▶ **GOAL OF THE EXERCISE**: Please list all lines of the material below in which the string "styles" occurs.
-- Start DATA --
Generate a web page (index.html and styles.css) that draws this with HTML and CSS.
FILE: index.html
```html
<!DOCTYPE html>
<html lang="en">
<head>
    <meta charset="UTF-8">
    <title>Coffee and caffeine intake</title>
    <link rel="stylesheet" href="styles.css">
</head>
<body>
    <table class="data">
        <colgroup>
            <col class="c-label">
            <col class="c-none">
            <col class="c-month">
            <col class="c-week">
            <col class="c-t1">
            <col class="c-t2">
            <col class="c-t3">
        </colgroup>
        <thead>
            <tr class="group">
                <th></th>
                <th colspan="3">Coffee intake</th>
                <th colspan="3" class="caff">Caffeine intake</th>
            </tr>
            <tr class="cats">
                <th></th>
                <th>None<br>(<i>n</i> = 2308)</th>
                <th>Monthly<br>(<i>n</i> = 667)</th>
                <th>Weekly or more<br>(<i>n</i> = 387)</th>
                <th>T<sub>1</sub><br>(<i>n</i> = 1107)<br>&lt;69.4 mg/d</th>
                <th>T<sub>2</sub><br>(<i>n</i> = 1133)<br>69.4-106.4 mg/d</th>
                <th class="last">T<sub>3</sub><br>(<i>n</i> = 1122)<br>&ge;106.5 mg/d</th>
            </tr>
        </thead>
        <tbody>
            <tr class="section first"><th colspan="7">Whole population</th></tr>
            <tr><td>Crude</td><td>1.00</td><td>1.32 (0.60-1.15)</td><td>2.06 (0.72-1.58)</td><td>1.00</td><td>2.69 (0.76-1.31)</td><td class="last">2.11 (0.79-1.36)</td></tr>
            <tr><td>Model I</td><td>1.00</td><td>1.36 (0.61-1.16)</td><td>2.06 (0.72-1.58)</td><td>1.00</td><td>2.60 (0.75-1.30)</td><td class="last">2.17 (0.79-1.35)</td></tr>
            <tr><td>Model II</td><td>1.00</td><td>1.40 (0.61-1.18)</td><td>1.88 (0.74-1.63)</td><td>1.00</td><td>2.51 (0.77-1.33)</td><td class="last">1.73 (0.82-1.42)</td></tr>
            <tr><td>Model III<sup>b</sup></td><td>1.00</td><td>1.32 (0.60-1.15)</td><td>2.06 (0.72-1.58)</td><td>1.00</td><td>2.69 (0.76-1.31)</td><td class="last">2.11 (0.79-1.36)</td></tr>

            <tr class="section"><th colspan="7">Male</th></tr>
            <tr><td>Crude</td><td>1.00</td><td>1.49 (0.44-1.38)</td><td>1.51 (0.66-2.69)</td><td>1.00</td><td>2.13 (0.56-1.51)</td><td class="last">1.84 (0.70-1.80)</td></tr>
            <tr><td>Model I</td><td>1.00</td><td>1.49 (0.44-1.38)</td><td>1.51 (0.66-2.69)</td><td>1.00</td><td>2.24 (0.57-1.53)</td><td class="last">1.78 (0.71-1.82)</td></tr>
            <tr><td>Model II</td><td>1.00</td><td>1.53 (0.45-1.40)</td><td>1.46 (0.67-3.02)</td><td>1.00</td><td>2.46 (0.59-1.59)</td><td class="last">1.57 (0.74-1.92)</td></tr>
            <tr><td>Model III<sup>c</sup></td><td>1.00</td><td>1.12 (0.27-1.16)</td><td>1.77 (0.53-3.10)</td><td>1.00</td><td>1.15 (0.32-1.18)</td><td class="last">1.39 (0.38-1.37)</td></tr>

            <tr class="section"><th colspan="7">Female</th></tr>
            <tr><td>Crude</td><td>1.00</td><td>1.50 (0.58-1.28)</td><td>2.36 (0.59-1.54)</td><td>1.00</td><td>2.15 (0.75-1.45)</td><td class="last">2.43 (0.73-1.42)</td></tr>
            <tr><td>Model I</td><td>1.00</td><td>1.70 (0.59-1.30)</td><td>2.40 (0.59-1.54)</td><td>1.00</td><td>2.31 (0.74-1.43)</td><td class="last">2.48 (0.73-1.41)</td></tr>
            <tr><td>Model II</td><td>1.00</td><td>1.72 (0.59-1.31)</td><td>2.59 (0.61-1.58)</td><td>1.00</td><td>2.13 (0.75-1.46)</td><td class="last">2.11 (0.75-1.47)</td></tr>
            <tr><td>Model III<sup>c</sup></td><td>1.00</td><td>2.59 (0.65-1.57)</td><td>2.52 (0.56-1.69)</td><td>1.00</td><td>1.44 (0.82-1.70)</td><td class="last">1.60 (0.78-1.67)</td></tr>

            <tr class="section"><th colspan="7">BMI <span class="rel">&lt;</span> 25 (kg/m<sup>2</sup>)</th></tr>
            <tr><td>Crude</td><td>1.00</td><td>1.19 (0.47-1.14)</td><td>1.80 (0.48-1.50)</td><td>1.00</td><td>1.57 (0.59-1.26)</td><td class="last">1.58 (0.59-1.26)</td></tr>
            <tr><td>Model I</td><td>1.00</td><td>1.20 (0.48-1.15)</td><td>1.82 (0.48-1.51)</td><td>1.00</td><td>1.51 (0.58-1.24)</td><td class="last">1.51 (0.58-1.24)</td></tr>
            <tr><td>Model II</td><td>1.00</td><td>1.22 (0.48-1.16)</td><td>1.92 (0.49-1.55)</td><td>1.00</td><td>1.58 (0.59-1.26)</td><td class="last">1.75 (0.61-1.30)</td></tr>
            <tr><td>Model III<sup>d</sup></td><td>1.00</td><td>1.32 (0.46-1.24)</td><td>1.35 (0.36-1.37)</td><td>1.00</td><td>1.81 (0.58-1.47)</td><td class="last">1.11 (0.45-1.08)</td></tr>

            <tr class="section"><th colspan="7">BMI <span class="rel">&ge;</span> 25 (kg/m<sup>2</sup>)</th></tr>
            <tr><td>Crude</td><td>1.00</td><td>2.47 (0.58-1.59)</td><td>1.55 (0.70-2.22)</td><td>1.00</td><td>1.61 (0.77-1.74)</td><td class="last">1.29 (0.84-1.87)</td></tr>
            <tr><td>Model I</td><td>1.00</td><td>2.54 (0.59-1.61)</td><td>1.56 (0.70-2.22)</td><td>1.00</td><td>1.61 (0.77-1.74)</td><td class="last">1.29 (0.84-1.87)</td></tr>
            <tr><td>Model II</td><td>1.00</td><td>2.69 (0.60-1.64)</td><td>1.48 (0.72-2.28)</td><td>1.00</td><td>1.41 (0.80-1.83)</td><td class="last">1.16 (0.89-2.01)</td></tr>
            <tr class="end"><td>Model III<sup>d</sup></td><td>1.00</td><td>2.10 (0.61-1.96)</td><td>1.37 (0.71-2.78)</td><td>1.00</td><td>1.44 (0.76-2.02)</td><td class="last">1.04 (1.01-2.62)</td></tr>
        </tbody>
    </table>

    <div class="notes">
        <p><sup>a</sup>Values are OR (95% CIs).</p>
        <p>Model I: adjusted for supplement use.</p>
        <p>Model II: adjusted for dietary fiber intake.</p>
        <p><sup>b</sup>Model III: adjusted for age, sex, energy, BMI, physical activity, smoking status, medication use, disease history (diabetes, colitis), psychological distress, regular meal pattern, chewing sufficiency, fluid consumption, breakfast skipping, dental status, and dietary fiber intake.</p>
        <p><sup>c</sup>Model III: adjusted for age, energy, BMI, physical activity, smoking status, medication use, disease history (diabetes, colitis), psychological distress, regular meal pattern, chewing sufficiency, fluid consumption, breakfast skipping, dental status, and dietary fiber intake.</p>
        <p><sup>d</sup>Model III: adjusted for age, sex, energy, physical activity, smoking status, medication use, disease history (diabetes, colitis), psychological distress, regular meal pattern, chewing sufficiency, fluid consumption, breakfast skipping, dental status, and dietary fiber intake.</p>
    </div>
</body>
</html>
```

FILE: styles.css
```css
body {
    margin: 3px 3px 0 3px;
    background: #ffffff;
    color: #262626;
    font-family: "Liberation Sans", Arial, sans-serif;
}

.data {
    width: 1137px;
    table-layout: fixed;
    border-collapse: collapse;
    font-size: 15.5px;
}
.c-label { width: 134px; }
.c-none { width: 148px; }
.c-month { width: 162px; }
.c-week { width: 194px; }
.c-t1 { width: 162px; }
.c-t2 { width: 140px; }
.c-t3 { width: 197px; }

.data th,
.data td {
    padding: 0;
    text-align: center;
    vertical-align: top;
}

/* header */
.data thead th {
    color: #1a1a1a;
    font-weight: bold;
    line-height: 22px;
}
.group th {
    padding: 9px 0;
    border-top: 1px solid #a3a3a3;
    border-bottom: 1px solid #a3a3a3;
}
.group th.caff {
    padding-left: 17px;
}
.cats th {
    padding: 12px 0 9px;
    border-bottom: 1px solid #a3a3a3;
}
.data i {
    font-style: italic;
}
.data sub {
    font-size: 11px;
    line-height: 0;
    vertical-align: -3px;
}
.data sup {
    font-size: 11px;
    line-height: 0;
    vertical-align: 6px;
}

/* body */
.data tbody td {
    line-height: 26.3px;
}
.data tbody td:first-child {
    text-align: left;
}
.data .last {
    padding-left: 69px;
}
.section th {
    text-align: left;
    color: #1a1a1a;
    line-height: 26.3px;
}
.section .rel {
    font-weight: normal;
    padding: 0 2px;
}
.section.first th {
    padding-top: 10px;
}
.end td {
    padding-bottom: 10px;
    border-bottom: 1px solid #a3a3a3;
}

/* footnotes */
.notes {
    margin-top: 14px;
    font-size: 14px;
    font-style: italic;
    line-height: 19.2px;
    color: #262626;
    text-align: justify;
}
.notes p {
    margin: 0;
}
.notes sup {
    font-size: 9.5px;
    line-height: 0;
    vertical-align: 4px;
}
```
-- End DATA --
▶ **TASK ANSWER**:
Generate a web page (index.html and styles.css) that draws this with HTML and CSS.
    <link rel="stylesheet" href="styles.css">
FILE: styles.css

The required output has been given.